Syndicalism occupied a central position in the MNS's proposed organisation of economic and social life. Its 1933 programme called for the organisation of workers into professional syndicates and envisaged syndicalism as a means of coordinating the different elements of economic production.

The movement connected this system with corporatism, proposing that different economic interests of society should be organised and coordinated rather than represented primarily through competing political parties or class organisations.

=== Political representation ===

The MNS rejected conventional parliamentary representation based on competing political parties. Its 1933 organisational programme proposed a National Assembly composed of representatives of municipalities, provinces and moral and economic corporations.
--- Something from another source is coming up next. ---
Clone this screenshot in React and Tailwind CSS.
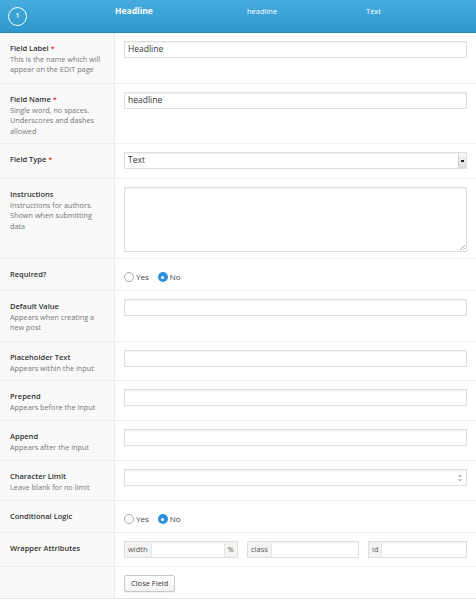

This formed part of the movement's conception of organic representation. Political representation was to be based on the social and professional bodies of the nation rather than exclusively on individuals organised through political parties.

=== Corporative organisation ===

The MNS proposed a corporatist organisation of economic production. Its programme treated property, capital, labour and technical functions as different elements of the economic order and sought to coordinate them within a national framework.

This organisational conception was connected to the movement's rejection of both class conflict and unrestricted economic liberalism. Economic groups were instead to be incorporated into a system of social organisation intended to reconcile their respective interests within the national community.

=== Uniformed organisation and mobilisation ===

The MNS developed a distinctive uniformed political culture. Its supporters became known as the Blue Shirts, and the movement employed uniforms, symbols and organised public demonstrations as part of its political mobilisation.

These forms of organisation contributed to the movement's public visibility and to comparisons with other contemporary European fascist and radical right movements. At the same time, the MNS developed its organisational programme within the specific political and social context of Portugal.